Hitler may have spawned the genre of the modern war film, not about history, but as it happens. The Three Stooges short You Nazty Spy! (1940), was the first to satirize him, followed by Charlie Chaplin’s feature The Great Dictator in 1941. It is reported that Hitler saw the film, possibly a first in the genre of reportage, cinematic satire. After the war, with its horrific outcome revealed, the tone shifted from good versus evil to “how did we let this happen,” to implicate humankind in the horror. A classic 1960s episode of television’s Twilight Zone is that of a time-traveller returning to pre-war Germany in an attempt to assassinate Hitler and change history. Yet, an unthinkable, black humour has also been interwoven, as in Mel Brooks’ outrageous musical “Springtime for Hitler” in The Producers (1968). Napoleon, in contrast, has been treated more respectfully in film, perhaps because the horrors of his wars are not as current, they are history and (still) heroic. He has also been a subject for cinematic art: Abel Gance’s 1925 film Napoleon, was made as an innovative, pioneering triptych.
4.
In an episode of the BBC, Irish Catholic priest comedy Father Ted (1998), Ted discovers that Father Fitzpatrick is harbouring an old Nazi and collects Nazi memorabilia. The horde included a cyanide suicide capsule: Fitzpatrick inadvertently swallows it, mistaking it for valium, and thereby fulfils “destiny,” or repeats history.
5.
In his book Mythologies (1957), Roland Barthes proposed that “myth is a type of speech ... not defined by the object of its message, but by the way in which it utters this message.” In this way, as Barthes continues, anything can become myth, once it passes from historical fact into oral culture, and “open to appropriation by society, for there is no law ... which forbids talking about things.” (St. Albans: Paladin edition, 1976: p.109)
6.
The November 1938 issue of (British) Home and Gardens included a feature on Hitler “at home,” in his Eagles’ Nest retreat. Irony is not possible without hindsight.
7.
Both Hitler and Napoleon have become the subjects of scholarly sexual analysis. The Hitler analysis industry preceded the advent of WWII: the dust cover of the 1938 Hurst and Blackett (British) edition of Mein Kampf was bannered with “Over 5 million copies sold” and posed the question “what will he do next?” Much the same was said of Napoleon, in his time.
8.
One of Voltaire’s thoughts was “Those who can make you believe absurdities can make you commit atrocities.” Napoleon, on the other hand, declared that “history is a myth that men agree to believe.”
9.
http://looneytunes.warnerbros.com/stars_of_the_show/daffy_duck/daffy_story.html
Scherman: Interview Preface
The following is an edited text from an interview conducted with Tony Scherman in July 2003. Rather than a verbatim transcript, Scherman’s responses are treated as commentaries -- a form of direct address -- and organized in thematic topics. What is lost -- “in translation”-- is nuance. Scherman is passionate in conversation, and interjects humour as a form of self-questioning.

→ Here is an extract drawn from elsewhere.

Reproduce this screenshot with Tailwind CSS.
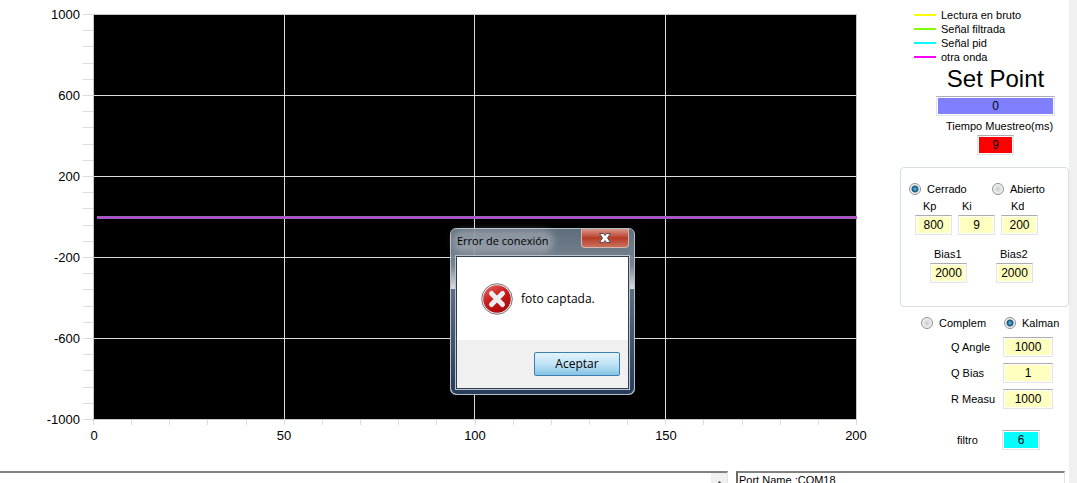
<!DOCTYPE html>
<html lang="es">
<head>
<meta charset="utf-8">
<title>Control PID</title>
<script src="https://cdn.jsdelivr.net/npm/@tailwindcss/browser@4"></script>
</head>
<body class="flex h-screen overflow-hidden bg-[#f0f0f0] pr-2 font-['Liberation_Sans',sans-serif] text-[11px] text-black">
<div class="flex min-w-0 flex-1 flex-col bg-white">
  <div class="flex">
    <main class="relative min-w-0 flex-1">
      <svg class="block w-full font-['Liberation_Sans',sans-serif] text-[13px]" viewBox="0 0 900 471" role="img" aria-label="Gráfica de señales">
        <rect x="94" y="14" width="763" height="405" fill="#000"/>
        <g shape-rendering="crispEdges" fill="none" stroke="#dcdcdc">
          <path id="ticks"/>
          <path d="M94 95.500H857M94 176.500H857M94 257.500H857M94 338.500H857M284.500 14V419M474.500 14V419M665.500 14V419"/>
          <path stroke="#c8c8c8" d="M93.500 14V419.500H857M94 14.500H857M856.500 14V419"/>
        </g>
        <path d="M97 217.500H857" stroke="#9166b4" stroke-width="3"/>
        <path d="M97 217.500H857" stroke="#c63fd6" stroke-width="1"/>
        <g text-anchor="end">
          <text x="80" y="19">1000</text><text x="80" y="100">600</text><text x="80" y="181">200</text>
          <text x="80" y="262">-200</text><text x="80" y="343">-600</text><text x="80" y="424">-1000</text>
        </g>
        <g text-anchor="middle">
          <text x="94" y="440">0</text><text x="284" y="440">50</text><text x="475" y="440">100</text>
          <text x="666" y="440">150</text><text x="856" y="440">200</text>
        </g>
      </svg>

      <section role="dialog" aria-labelledby="dlg-title" class="absolute left-[450px] top-[228px] flex h-[167px] w-[185px] flex-col rounded-md border border-[#b4bec8] bg-linear-to-b from-[#6b7a8a]/90 from-0% via-[#8593a2]/90 via-22% to-[#f4f6f8]/90 to-36% px-[5px] pb-[5px] font-['Open_Sans',sans-serif] text-[12px]">
        <div class="absolute inset-x-0 top-[60px] bottom-0 rounded-b-md bg-linear-to-b from-[#5c6e82] to-[#263c5a]"></div>
        <header class="flex h-[27px] items-start justify-between">
          <h2 id="dlg-title" class="mt-1 rounded-full bg-white/25 px-px text-[11px] leading-4 whitespace-nowrap shadow-[0_0_6px_4px_rgba(255,255,255,0.25)]">Error de conexión</h2>
          <button aria-label="Cerrar" class="flex h-[19px] w-[48px] items-center justify-center rounded-b border border-t-0 border-[#d9b5b0] bg-linear-to-b from-[#d8978d] from-0% via-[#b73a26] via-50% to-[#c9705c]">
            <svg class="h-3 w-[14px]" viewBox="0 0 14 12"><path d="M1.500 1.500H5.500L7 3.500L8.500 1.500H12.500L9.500 6L12.500 10.500H8.500L7 8.500L5.500 10.500H1.500L4.500 6Z" fill="#fff" stroke="#5a4a50"/></svg>
          </button>
        </header>
        <div class="relative flex flex-1 flex-col border border-[#333f4c] bg-white outline outline-[#b9c4ce]">
          <div class="flex flex-1 items-center gap-2 pl-6">
            <svg class="h-8 w-8" viewBox="0 0 32 32">
              <defs><linearGradient id="red" x2=".6" y2="1"><stop stop-color="#e86a64"/><stop offset=".5" stop-color="#c91f20"/><stop offset="1" stop-color="#b00808"/></linearGradient></defs>
              <circle cx="16" cy="16" r="15.300" fill="#eee" stroke="#777"/><circle cx="16" cy="16" r="13.800" fill="url(#red)"/>
              <path d="M10.500 10.500L21.500 21.500M21.500 10.500L10.500 21.500" stroke="#eee" stroke-width="5" stroke-linecap="round"/>
            </svg>
            <p>foto captada.</p>
          </div>
          <footer class="flex h-12 items-center justify-end bg-[#f0f0f0] pr-2">
            <button class="h-6 w-[86px] rounded-xs border border-[#3c7fb1] bg-linear-to-b from-[#e4f3fb] from-0% via-[#bfe3f6] via-50% to-[#86c3e4]">Aceptar</button>
          </footer>
        </div>
      </section>
    </main>

    <aside class="w-[169px] shrink-0 pt-2">
      <ul class="pl-[14px] leading-[14px]">
        <li class="flex items-center gap-[5px]"><span class="h-[2px] w-[22px] bg-[#ffff00]"></span>Lectura en bruto</li>
        <li class="flex items-center gap-[5px]"><span class="h-[2px] w-[22px] bg-[#7fff00]"></span>Señal filtrada</li>
        <li class="flex items-center gap-[5px]"><span class="h-[2px] w-[22px] bg-[#00ffff]"></span>Señal pid</li>
        <li class="flex items-center gap-[5px]"><span class="h-[2px] w-[22px] bg-[#ff00ff]"></span>otra onda</li>
      </ul>
      <div class="flex flex-col items-center pl-[22px]">
        <label for="sp" class="pb-[2px] text-[24px] leading-[30px]">Set Point</label>
        <input id="sp" value="0" class="h-5 w-[119px] border border-[#e3e3ea] border-t-[#abadb3] bg-[#8080ff] text-center text-[12px] inset-ring inset-ring-white">
        <label for="tm" class="mt-[3px] pb-px pl-2 leading-[15px]">Tiempo Muestreo(ms)</label>
        <input id="tm" value="9" class="h-5 w-[37px] border border-[#e3e3ea] border-t-[#abadb3] bg-[#ff0000] text-center text-[12px] inset-ring inset-ring-white">
      </div>

      <div role="group" aria-label="Lazo" class="mt-3 h-[140px] rounded border border-[#d5dfe5] pt-[14px] pl-2">
        <div class="flex h-[14px] items-center">
          <label class="flex w-[83px] items-center gap-[6px]"><input type="radio" name="lazo" checked class="h-3 w-3 appearance-none rounded-full border border-[#8e8f8f] bg-[radial-gradient(circle,#5cc0e8_0,#17527c_3px,#f4f4f4_4px)]">Cerrado</label>
          <label class="flex items-center gap-[6px]"><input type="radio" name="lazo" class="h-3 w-3 appearance-none rounded-full border border-[#8e8f8f] bg-[radial-gradient(circle,#c8c9cb_0,#f4f4f4_5px)]">Abierto</label>
        </div>
        <div class="mt-[3px] flex gap-[6px] pl-[6px]">
          <div class="flex w-[37px] flex-col"><label for="kp" class="pb-px pl-2 leading-[15px]">Kp</label><input id="kp" value="800" class="h-5 border border-[#e3e3ea] border-t-[#abadb3] bg-[#ffffc0] text-center text-[12px] inset-ring inset-ring-white"></div>
          <div class="flex w-[37px] flex-col"><label for="ki" class="pb-px pl-1 leading-[15px]">Ki</label><input id="ki" value="9" class="h-5 border border-[#e3e3ea] border-t-[#abadb3] bg-[#ffffc0] text-center text-[12px] inset-ring inset-ring-white"></div>
          <div class="flex w-[37px] flex-col"><label for="kd" class="pb-px pl-[10px] leading-[15px]">Kd</label><input id="kd" value="200" class="h-5 border border-[#e3e3ea] border-t-[#abadb3] bg-[#ffffc0] text-center text-[12px] inset-ring inset-ring-white"></div>
        </div>
        <div class="mt-3 flex gap-[29px] pl-[21px]">
          <div class="flex w-[37px] flex-col"><label for="b1" class="pb-px pl-1 leading-[15px]">Bias1</label><input id="b1" value="2000" class="h-5 border border-[#e3e3ea] border-t-[#abadb3] bg-[#ffffc0] text-center text-[12px] inset-ring inset-ring-white"></div>
          <div class="flex w-[37px] flex-col"><label for="b2" class="pb-px pl-1 leading-[15px]">Bias2</label><input id="b2" value="2000" class="h-5 border border-[#e3e3ea] border-t-[#abadb3] bg-[#ffffc0] text-center text-[12px] inset-ring inset-ring-white"></div>
        </div>
      </div>

      <div class="mt-[9px] flex h-[14px] items-center pl-[21px]">
        <label class="flex w-[83px] items-center gap-[6px]"><input type="radio" name="filtro-tipo" class="h-3 w-3 appearance-none rounded-full border border-[#8e8f8f] bg-[radial-gradient(circle,#c8c9cb_0,#f4f4f4_5px)]">Complem</label>
        <label class="flex items-center gap-[6px]"><input type="radio" name="filtro-tipo" checked class="h-3 w-3 appearance-none rounded-full border border-[#8e8f8f] bg-[radial-gradient(circle,#5cc0e8_0,#17527c_3px,#f4f4f4_4px)]">Kalman</label>
      </div>
      <div class="mt-[7px] grid grid-cols-[52px_50px] items-center gap-y-[6px] pl-[51px]">
        <label for="qa">Q Angle</label><input id="qa" value="1000" class="h-5 border border-[#e3e3ea] border-t-[#abadb3] bg-[#ffffc0] text-center text-[12px] inset-ring inset-ring-white">
        <label for="qb">Q Bias</label><input id="qb" value="1" class="h-5 border border-[#e3e3ea] border-t-[#abadb3] bg-[#ffffc0] text-center text-[12px] inset-ring inset-ring-white">
        <label for="rm">R Measu</label><input id="rm" value="1000" class="h-5 border border-[#e3e3ea] border-t-[#abadb3] bg-[#ffffc0] text-center text-[12px] inset-ring inset-ring-white">
      </div>
      <div class="mt-[21px] flex items-center pl-[57px]">
        <label for="fl" class="w-[45px]">filtro</label><input id="fl" value="6" class="h-5 w-[38px] border border-[#e3e3ea] border-t-[#abadb3] bg-[#00ffff] text-center text-[12px] inset-ring inset-ring-white">
      </div>
    </aside>
  </div>

  <div class="flex min-h-0 flex-1 gap-2 pr-1">
    <div class="flex min-w-0 flex-1 border-t-2 border-r border-t-[#808080] border-r-[#e3e3e3]">
      <textarea aria-label="Datos" class="min-w-0 flex-1 resize-none overflow-hidden"></textarea>
      <button aria-label="Subir" class="flex w-4 justify-center bg-[#f0f0f0] pt-2"><svg class="h-1 w-[7px]" viewBox="0 0 7 4"><path d="M0 4L3.500 0L7 4Z" fill="#444"/></svg></button>
    </div>
    <textarea aria-label="Puerto" class="w-[329px] resize-none overflow-hidden border-t-2 border-r border-l-2 border-t-[#808080] border-r-[#e3e3e3] border-l-[#696969] px-px leading-[14px]">Port Name :COM18</textarea>
  </div>
</div>
<script>
  // Minor and major tick marks on both axes: 25 vertical steps, 20 horizontal steps.
  let d = '';
  for (let i = 0; i <= 25; i++) d += `M83 ${Math.round(14 + i * 16.2) + 0.5}H93`;
  for (let i = 0; i <= 20; i++) d += `M${Math.round(93 + i * 38.15) + 0.5} 420V425`;
  document.getElementById('ticks').setAttribute('d', d);
</script>
</body>
</html>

His commentary, however, should not be read as privileging one idea over another. These are his thoughts on the unthinkable, as well as shared thoughts.
Philosophical theory, as noted in the essay, is an engine driving much of Scherman’s thoughts and studio practice. He is not painting philosophy but has wondered to himself if he is not, indeed, a painter with philosophy, and how these thoughts can be visualized. In conversation, Scherman discussed David Hume (Scottish 1711-1776); Immanuel Kant (German, 1724-1804), and William James (American, 1842-1910). They represent an arc of 250 years in the building of modern philosophy. David Hume dismissed the standard accounts of causality: he argued that our conceptions of cause and effect relations are grounded in habits of thinking. Hume offered important secular, moral theories, and addressed the consequences that result from our actions. Kant believed that it was human reason that invested the world, which is experienced, with structure. And that our judgement enables us to have the experience of -- say -- beauty, and being able to grasp those experiences as part of an ordered, natural world with purpose. Williams James was the first professor of psychology in an American university, when he began teaching in 1875, but shifted to philosophy by 1885. To quote James, "My philosophy is what I call a radical empiricism, a pluralism, a 'tychism,' [chance as an objective reality] which represents order as being gradually won and always in the making. It is theistic, but not essentially so. It rejects all doctrines of the Absolute.“
In passing, Scherman made note of a linocut done by an artist-friend that hangs in his studio. It incorporates a Marcel Duchamp comment that operates in Scherman’s studio practice and his private thoughts: “I force myself to contradict myself so as to avoid conforming to my own taste." That paradox is one that Scherman embraces rather than attempts to unravel: “it is almost as if the experience I have of my life is mediated ... but I have to question the discourse of the day.” The answers can only come from the quality and depth of the questions that are asked.